The UK Biobank, the most comprehensive health study in the UK, is opening its doors to researchers.
It has collated about 20TB (terabytes) of securely stored data, the equivalent of 30,000 CDs-worth, on 500,000 people.
The aim of the biobank is to improve the prevention, diagnosis and treatment of a wide range of conditions such as heart disease, cancer and diabetes.
England's chief medical officer, Dame Sally Davies, said the UK Biobank would be a "globally unique resource".
The biobank began recruiting participants three years ago, and was open to people aged 40 to 69.
Each answered questions on their health, lifestyle, diet, memory, work and family history.
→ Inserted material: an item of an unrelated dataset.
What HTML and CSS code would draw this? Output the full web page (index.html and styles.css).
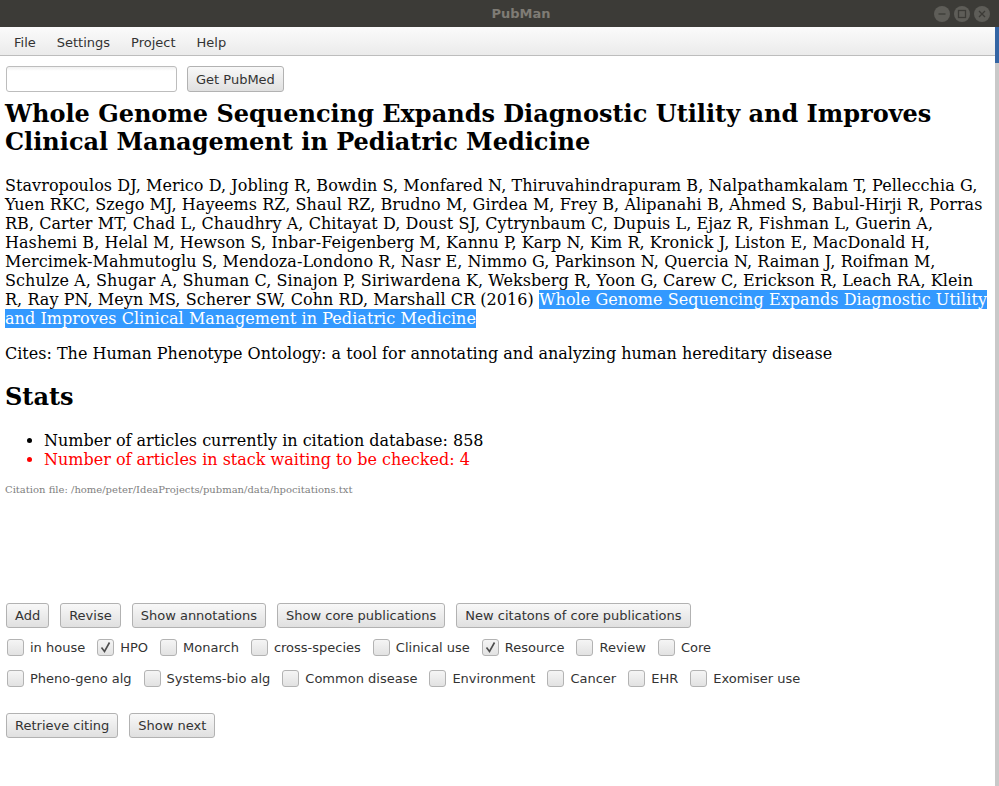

They also had a range of measurements taken, including blood pressure, pulse rate, height, weight, body fat and lung function, and provided blood, saliva and urine samples.
'Very exciting day'
About 26,000 people with diabetes, 50,000 with joint disorders, 41,000 teetotallers and 11,000 heart attack patients are taking part.
Participants' health will be followed over many years.
It is about to undertake repeat measures of 20,000 participants from the Manchester area, and later this year it will ask participants to wear an activity monitor for one week.
It has also been overseeing a diet questionnaire, which has been filled in by 400,000 participants.
The hope is that the UK Biobank will allow scientists to investigate why some people develop particular diseases in middle age while others do not, with the hope of developing new treatments and prevention strategies.
It will be open to researchers from the UK and abroad, who will be able to use the - anonymised - data in their work.
Professor Sir Rory Collins, principal investigator at the biobank, said: "This is without doubt a very exciting day for medical research, not just in the UK but around the world.
"We are grateful to participants for their trust and support so far. But they have not joined the project to see it remain idle; we all want to see the resource used extensively to bring about benefits to health and wellbeing."
Prof Dame Sally Davies, chief medical officer and chief scientific adviser at the Department of Health, said: "UK Biobank is a globally unique resource which places the UK at the forefront of the quest to understand why some people develop life-threatening diseases or debilitating conditions.
"It has huge potential for future generations and will help us understand how our children and our children's children can live longer, healthier lives."
The biobank is funded by the Wellcome Trust, Medical Research Council, Department of Health, Scottish Government, Welsh Government and the British Heart Foundation.